Let’s also be careful here and state explicitly that all of these are the building blocks of life, and not life itself. But the fact remains that the components needed for life as we know it not only exist in space but are relatively abundant—and these sources made it down to the ground intact enough to be studied by scientists. It’s entirely possible that space is simply buzzing with life, and it’s also possible that this is where terrestrial life got its start. If true, actually
proving
it would be one of the most colossal and fundamentally profound discoveries ever made.

But it also could mean trouble. If life exists out there as microbes, and some of them came to Earth now, could there be a less than happy ending? It’s all well and good for the surviving bacterium, and if panspermia is true, we owe our existence to space bugs. But that was more than three billion years ago.

What would happen if this event were to repeat itself today? We’ve all seen the movies
The Blob
and
The Andromeda Strain
. Could an interplanetary infection invade us, wiping out humanity (or mutating us into horrible nasty gooey things)?

To be honest, probably not. Life here is pretty tough, and anything coming down from space will have an uphill battle trying to take us over. It’s my opinion that they won’t be able to win. But the fight itself depends on what type of gooey thing is on the prowl.

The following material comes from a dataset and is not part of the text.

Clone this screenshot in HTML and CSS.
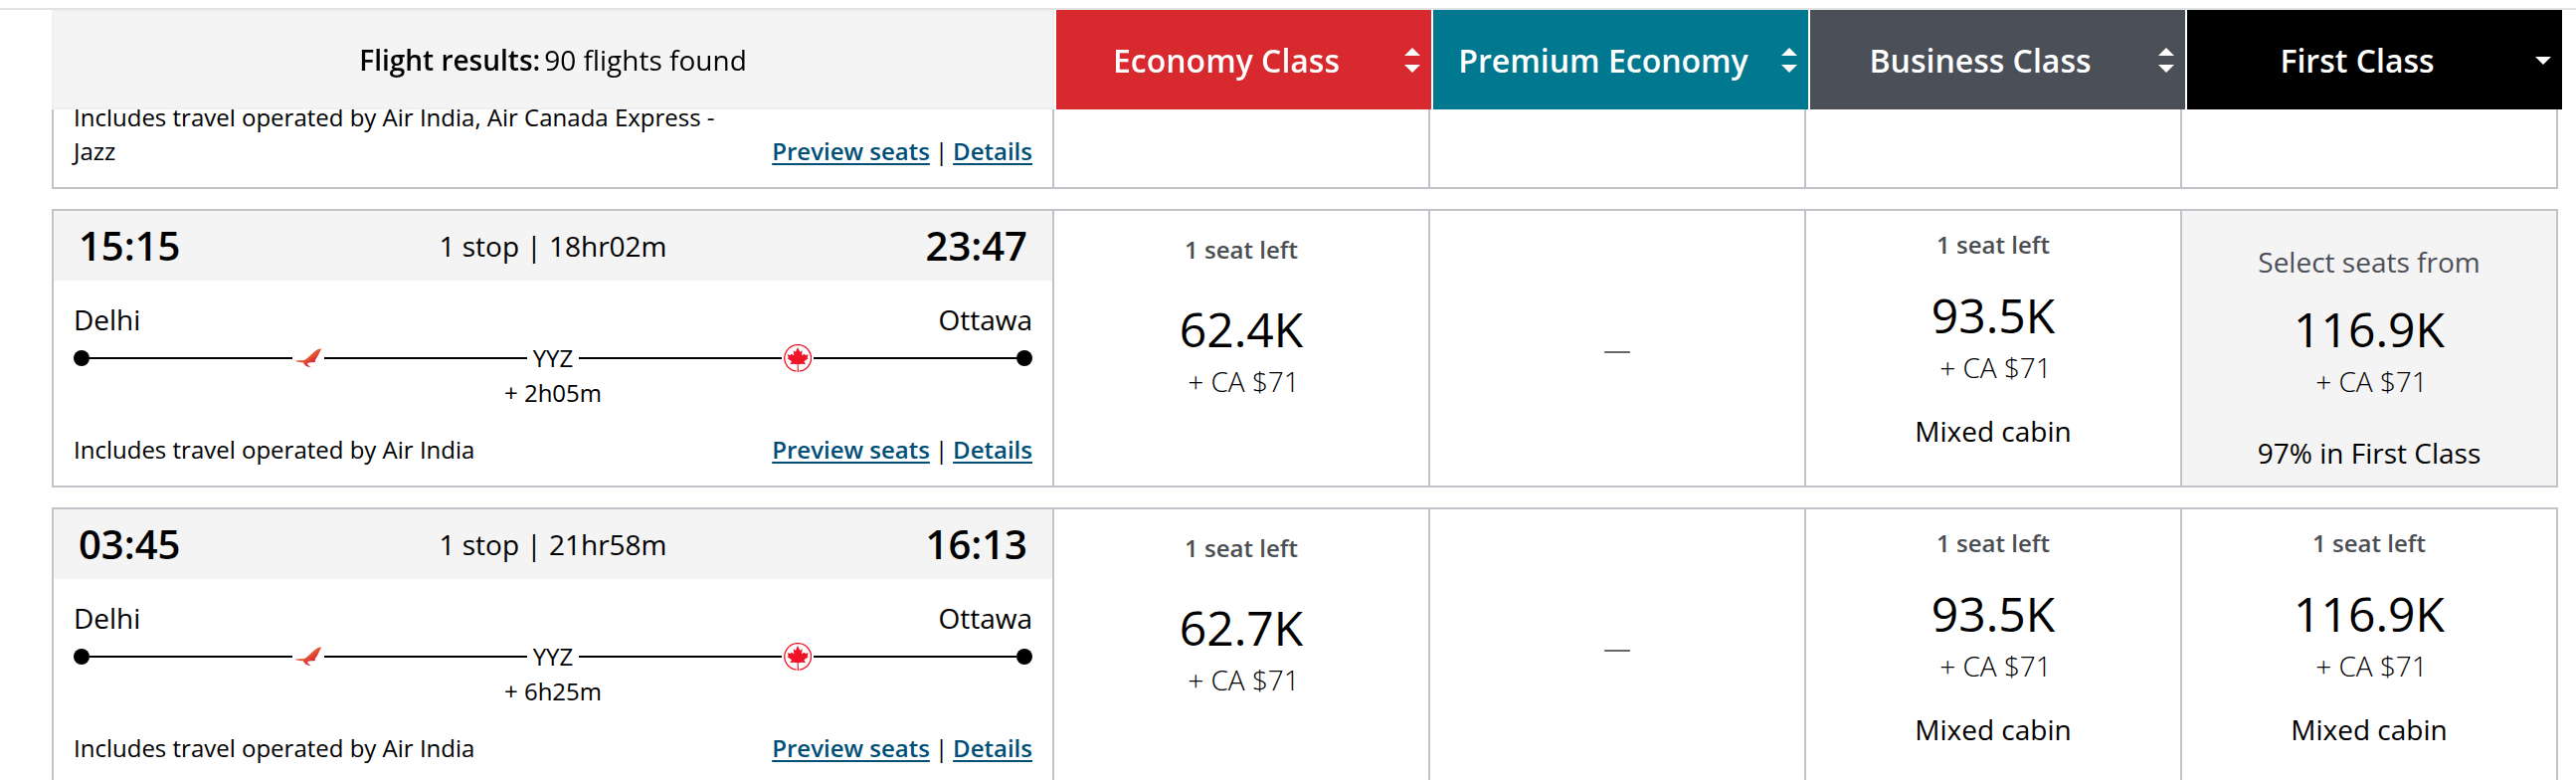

Viruses, for example, are a favorite in science-fiction scenarios. There may be millions of types of viruses on Earth; we have only scratched the surface in investigating their diversity. Most are actually extremely simple structures: they are a snippet of DNA code wrapped in a protein shell called the
capsid.
They cannot reproduce on their own; instead, they invade a cell, inject their DNA into the cell’s nucleus, and then urge it to copy the viral DNA. Viruses are the stealthy ninjas of the submicroscopic world, sneakily invading the factory of the cell and turning it against itself.
⁶⁴

When enough viruses are created, they burst out of the cell, rupturing and destroying it. They then scurry off, seeking out more cells to subvert. If the body cannot fight off the infection, and the virus is virulent enough, the host can be killed. The tissue of the body literally liquefies.